About 2,500 workers from three Bogawanthalawa estates—1,500 at Kotiyagala, 500 at Bogawana and 500 at Selvakandai—have been on strike since October 4, resisting appeals to halt their protests. Workers in these estates are demanding not just the 1,000-rupee daily wage, but also 18 months’ arrears since the end of the last collective agreement and six days work a week.

Workers who spoke to the WSWS expressed anger about the role of trade unions and discussed the Socialist Equality Party (SEP) statement “Sri Lankan plantation workers’ struggle: Build action committees, fight for socialist policies.”

Balakumar, a worker at Kotiyagala, said the CWC, Lanka Jathika Estate Workers Union (LJEWU), National Workers Union (NUW) and Up-country People’s Front (UPF) had branches in his estate. They all asked workers to stop the strike. Balakumar commented: “With high cost of living, even 1,000 rupees is not enough. If these trade unions refuse our demands and sign the collective agreement, we would stop subscriptions for the trade unions.”
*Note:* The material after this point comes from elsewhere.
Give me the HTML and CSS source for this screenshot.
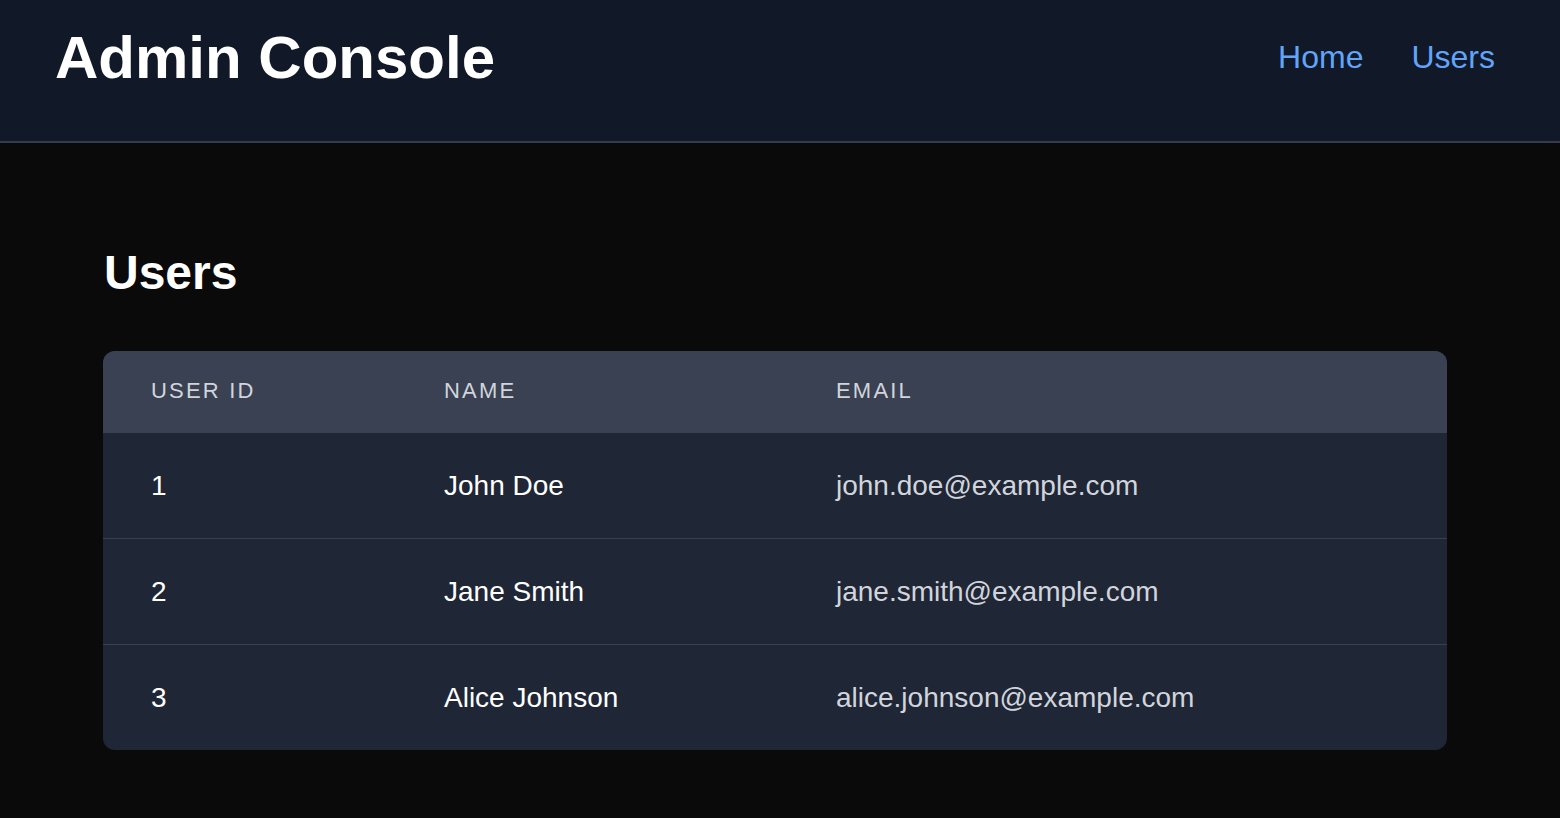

K. Shanthakumar, from the Drayton estate at Kotagala, explained the harshness of the productivity-based wage system, which has been implemented already by some estate managements. “We are working under brutal working conditions,” he said. “In the past three months the working days of many workers were reduced because they did not reach the target of 14 kilograms.
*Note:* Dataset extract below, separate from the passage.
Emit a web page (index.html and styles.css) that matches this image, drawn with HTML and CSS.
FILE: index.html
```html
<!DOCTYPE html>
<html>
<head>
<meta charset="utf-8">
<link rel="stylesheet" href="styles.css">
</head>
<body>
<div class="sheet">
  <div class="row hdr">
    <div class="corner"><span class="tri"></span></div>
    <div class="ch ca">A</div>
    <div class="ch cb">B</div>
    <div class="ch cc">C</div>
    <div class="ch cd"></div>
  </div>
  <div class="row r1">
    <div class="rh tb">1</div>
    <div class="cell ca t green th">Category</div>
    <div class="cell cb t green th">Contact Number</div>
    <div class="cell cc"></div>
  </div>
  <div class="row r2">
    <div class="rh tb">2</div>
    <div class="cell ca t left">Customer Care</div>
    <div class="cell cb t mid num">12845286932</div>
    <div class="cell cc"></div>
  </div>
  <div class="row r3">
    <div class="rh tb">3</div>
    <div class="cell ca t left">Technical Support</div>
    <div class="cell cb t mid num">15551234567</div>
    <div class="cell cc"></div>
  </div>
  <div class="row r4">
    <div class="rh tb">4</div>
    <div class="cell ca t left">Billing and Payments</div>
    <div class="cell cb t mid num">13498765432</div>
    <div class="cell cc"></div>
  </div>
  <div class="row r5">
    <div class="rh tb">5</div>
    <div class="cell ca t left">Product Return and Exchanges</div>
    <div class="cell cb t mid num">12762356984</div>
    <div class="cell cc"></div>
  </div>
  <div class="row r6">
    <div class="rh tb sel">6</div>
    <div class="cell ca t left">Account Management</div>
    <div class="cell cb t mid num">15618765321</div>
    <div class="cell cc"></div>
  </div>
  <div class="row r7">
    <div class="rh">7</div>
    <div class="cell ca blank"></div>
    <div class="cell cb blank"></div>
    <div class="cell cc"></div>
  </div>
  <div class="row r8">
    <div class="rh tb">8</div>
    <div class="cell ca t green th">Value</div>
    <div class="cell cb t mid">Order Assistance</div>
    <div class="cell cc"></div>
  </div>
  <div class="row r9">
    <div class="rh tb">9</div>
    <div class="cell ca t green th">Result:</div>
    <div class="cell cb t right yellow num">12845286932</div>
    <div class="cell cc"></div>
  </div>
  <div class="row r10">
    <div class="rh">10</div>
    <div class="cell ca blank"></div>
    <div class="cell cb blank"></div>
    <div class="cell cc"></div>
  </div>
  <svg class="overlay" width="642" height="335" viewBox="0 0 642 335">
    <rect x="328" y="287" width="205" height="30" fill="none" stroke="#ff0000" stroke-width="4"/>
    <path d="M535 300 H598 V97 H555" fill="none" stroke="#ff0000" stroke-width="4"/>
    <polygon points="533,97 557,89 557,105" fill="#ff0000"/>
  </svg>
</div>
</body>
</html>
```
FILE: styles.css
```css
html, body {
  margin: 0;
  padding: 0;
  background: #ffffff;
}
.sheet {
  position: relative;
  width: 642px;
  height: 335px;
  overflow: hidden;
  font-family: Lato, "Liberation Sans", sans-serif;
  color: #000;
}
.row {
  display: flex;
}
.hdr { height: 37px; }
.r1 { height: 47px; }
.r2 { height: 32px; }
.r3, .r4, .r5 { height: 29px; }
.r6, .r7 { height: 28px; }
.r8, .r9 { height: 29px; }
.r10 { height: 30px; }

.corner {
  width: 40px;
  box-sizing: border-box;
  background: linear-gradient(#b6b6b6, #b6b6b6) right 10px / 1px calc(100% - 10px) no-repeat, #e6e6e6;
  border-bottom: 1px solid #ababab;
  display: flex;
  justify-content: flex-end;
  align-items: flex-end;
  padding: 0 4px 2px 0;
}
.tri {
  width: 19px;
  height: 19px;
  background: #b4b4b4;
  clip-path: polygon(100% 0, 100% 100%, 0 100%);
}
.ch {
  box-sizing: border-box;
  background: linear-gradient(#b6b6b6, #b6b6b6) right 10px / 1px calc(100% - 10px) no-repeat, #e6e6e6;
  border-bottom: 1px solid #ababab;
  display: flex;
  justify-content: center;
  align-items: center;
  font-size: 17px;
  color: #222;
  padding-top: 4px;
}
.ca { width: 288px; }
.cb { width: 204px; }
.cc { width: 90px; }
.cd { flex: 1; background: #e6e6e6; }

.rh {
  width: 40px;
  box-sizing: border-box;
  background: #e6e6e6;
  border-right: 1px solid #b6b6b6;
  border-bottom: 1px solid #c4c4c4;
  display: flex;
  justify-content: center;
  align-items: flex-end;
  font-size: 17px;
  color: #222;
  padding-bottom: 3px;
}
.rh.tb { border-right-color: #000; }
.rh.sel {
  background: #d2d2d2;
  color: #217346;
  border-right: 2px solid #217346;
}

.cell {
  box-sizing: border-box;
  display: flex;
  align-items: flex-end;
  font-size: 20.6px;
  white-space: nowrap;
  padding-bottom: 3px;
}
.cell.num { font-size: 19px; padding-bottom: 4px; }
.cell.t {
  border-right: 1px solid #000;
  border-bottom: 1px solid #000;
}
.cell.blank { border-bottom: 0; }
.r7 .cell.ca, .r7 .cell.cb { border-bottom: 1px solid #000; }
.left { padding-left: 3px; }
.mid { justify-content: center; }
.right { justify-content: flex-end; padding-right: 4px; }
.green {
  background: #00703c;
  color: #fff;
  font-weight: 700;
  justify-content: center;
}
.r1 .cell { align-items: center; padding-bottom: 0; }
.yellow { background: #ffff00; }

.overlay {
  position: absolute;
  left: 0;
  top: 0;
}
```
“If we have not reached the target, that day is counted as a half day of work. In this manner, the management cut off the days and we will not be able to complete the 19 days’ work [per month] that is needed for the incentive payment. As a result, last month I lost 3,400 rupees. The trade unions do not oppose these draconian cuts and they are collaborating with the management.

“Last year, the CWC told us that the company agreed to pay around 800 rupees a day but the union was insisting on 1,000 rupees. Now they have dropped that demand and after 18 months they agreed to 730 rupees.
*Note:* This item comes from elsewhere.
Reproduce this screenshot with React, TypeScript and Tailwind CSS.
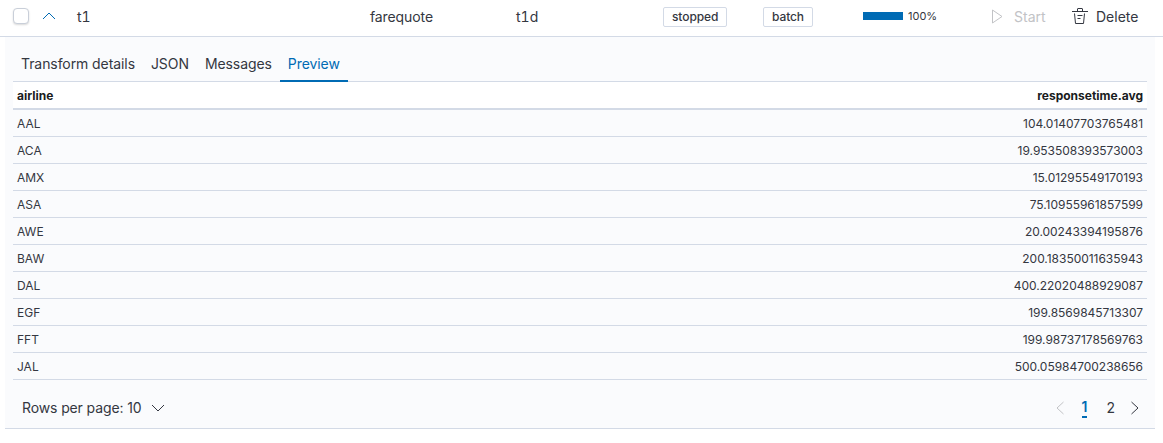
const ROWS = [
  ["AAL", "104.01407703765481"],
  ["ACA", "19.953508393573003"],
  ["AMX", "15.01295549170193"],
  ["ASA", "75.10955961857599"],
  ["AWE", "20.00243394195876"],
  ["BAW", "200.18350011635943"],
  ["DAL", "400.22020488929087"],
  ["EGF", "199.8569845713307"],
  ["FFT", "199.98737178569763"],
  ["JAL", "500.05984700238656"],
];

const TABS = ["Transform details", "JSON", "Messages", "Preview"];

function Badge({ label }: { label: string }) {
  return (
    <span className="flex h-[20px] items-center rounded-[2px] border border-[#d3dae6] bg-white px-[8px] text-[12px] font-medium tracking-[-0.1px] text-[#343741]">
      {label}
    </span>
  );
}

export default function App() {
  return (
    <div className="h-[443px] w-[1163px] overflow-hidden bg-white font-['Inter',sans-serif] text-[#343741]">
      {/* Transform row */}
      <div className="flex h-[37px] items-center border-b border-[#d3dae6] pb-[4px] pl-[13px] text-[14px]">
        <span className="h-[16px] w-[16px] rounded-[4px] border border-[#c9cfd9] bg-white shadow-[0_1px_2px_rgba(0,0,0,0.15)]" />
        <svg className="ml-[12px] h-[16px] w-[16px]" viewBox="0 0 16 16" fill="none" stroke="#006bb4" strokeWidth="1">
          <path d="M2 11 8 5l6 6" />
        </svg>
        <span className="ml-[20px] w-[293px] tabular-nums">t1</span>
        <span className="w-[146px] tracking-[-0.1px]">farequote</span>
        <span className="w-[147px] tabular-nums">t1d</span>
        <div className="w-[100px]">
          <span className="inline-flex"><Badge label="stopped" /></span>
        </div>
        <div className="w-[100px]">
          <span className="inline-flex"><Badge label="batch" /></span>
        </div>
        <div className="flex w-[127px] items-center">
          <span className="h-[8px] w-[40px] bg-[#006bb4]" />
          <span className="ml-[5px] text-[11px]">100%</span>
        </div>
        <svg className="h-[16px] w-[16px]" viewBox="0 0 16 16" fill="none" stroke="#c2c3c6" strokeWidth="1">
          <path d="M2.500 2v13l9.500-6.500z" />
        </svg>
        <span className="ml-[8px] w-[58px] text-[#c2c3c6]">Start</span>
        <svg className="h-[16px] w-[16px]" viewBox="0 0 16 16" fill="none" stroke="#343741" strokeWidth="1">
          <path d="M0 3.500h16M5.500 3.500V1a.5.5 0 0 1 .5-.5h4a.5.5 0 0 1 .5.5v2.500M2.500 5.500l1 10h8l1-10M5.500 7.500h5M5.500 10.500h3" />
        </svg>
        <span className="ml-[8px]">Delete</span>
      </div>

      {/* Expanded panel */}
      <div className="mx-[5px] w-[1150px] border-b border-[#d3dae6] bg-[#fafbfd] px-[8px]">
        <div className="flex h-[45px] items-end border-b border-[#d3dae6] text-[14px] tracking-[-0.08px]">
          {TABS.map((tab) => (
            <span
              key={tab}
              className={
                tab === "Preview"
                  ? "-mb-[1px] flex h-[36px] items-center border-b-2 border-[#006bb4] px-[8px] text-[#006bb4]"
                  : "-mb-[1px] flex h-[36px] items-center border-b-2 border-transparent px-[8px]"
              }
            >
              {tab}
            </span>
          ))}
        </div>

        <div className="w-[1134px] text-[12px]">
          <div className="flex h-[28px] items-center justify-between border-b-2 border-[#d3dae6] bg-white px-[4px] pt-[1px] font-bold text-[#1a1c21]">
            <span>airline</span>
            <span>responsetime.avg</span>
          </div>
          {ROWS.map(([airline, avg]) => (
            <div key={airline} className="flex h-[27px] items-center justify-between border-b border-[#d3dae6] px-[4px] pt-[1px]">
              <span>{airline}</span>
              <span className="tracking-[-0.03px]">{avg}</span>
            </div>
          ))}
        </div>

        <div className="flex h-[48px] items-center justify-between pl-[9px] pr-[4px] pt-[7px] text-[14px]">
          <div className="flex items-center">
            <span className="tracking-[-0.12px]">Rows per page: 10</span>
            <svg className="ml-[9px] h-[16px] w-[16px]" viewBox="0 0 16 16" fill="none" stroke="#343741" strokeWidth="1">
              <path d="M2 5l6 6 6-6" />
            </svg>
          </div>
          <div className="flex items-center">
            <svg className="h-[16px] w-[16px]" viewBox="0 0 16 16" fill="none" stroke="#c2c3c6" strokeWidth="1">
              <path d="M11.500 2 5 8l6.500 6" />
            </svg>
            <span className="ml-[14px] border-b-2 border-[#006bb4] font-semibold leading-[19px] text-[#006bb4]">1</span>
            <span className="ml-[19px]">2</span>
            <svg className="ml-[12px] h-[16px] w-[16px]" viewBox="0 0 16 16" fill="none" stroke="#343741" strokeWidth="1">
              <path d="M4.500 2 11 8l-6.500 6" />
            </svg>
          </div>
        </div>
      </div>
    </div>
  );
}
“The Tamil Progressive Alliance, a combine of the NUW, DWC and UPF, said they were organising a protest on October 6 at Talawakelle demanding 1,000 rupees, but after the minister of labour announced a 730-rupee daily wage, they cancelled the protest. All the trade unions cheated us.”

Commenting on the SEP’s call for workers to build action committees and fight for a socialist program, Shanthakumar said: “Now plantation workers are coming onto the streets to fight for their wages without leadership. I agree workers must form action committees to continue their fight, breaking from the trade unions. I also very much agree that the action committee leadership must be democratically elected.”

The plantation owners, supported by the media and the government, are conducting a propaganda offensive, claiming they cannot pay any increase due to declining tea exports, especially to the Middle East and Russia. Instead, they are pushing for the new system, tied to output.

Planters Association chairman Sunil Poholiyadde told the media: “They [plantation companies] had agreed to the increase [with the labour minister] despite being unable to afford such increases due to low commodity prices, as they view the move as the first step toward a productivity-based wage formula.”

With the cost of living escalating due to the devaluation of the rupee and increased taxes, workers face grave difficulties to survive. Hence this revolt against the plantation companies, the government and the trade unions.

S. Chandrakanthan, from the Mayfield estate at Kotagala, who was participating in a protest at Fruit Hill junction, Hatton, said: “We reject the wage of 730 rupees per day proposed by the company. The government is very far from our demand. We want 1,000 rupees per day. With the present cost of living this is also not enough for us.

“All the trade unions have cheated us. We are facing starvation. We can’t educate our children with this wage. We voted to bring this government to power but it ignores us. Since all the trade unions betrayed us, our workers decided to leave the trade unions.” Chandrakanthan added that in future elections “we will not vote for anybody.”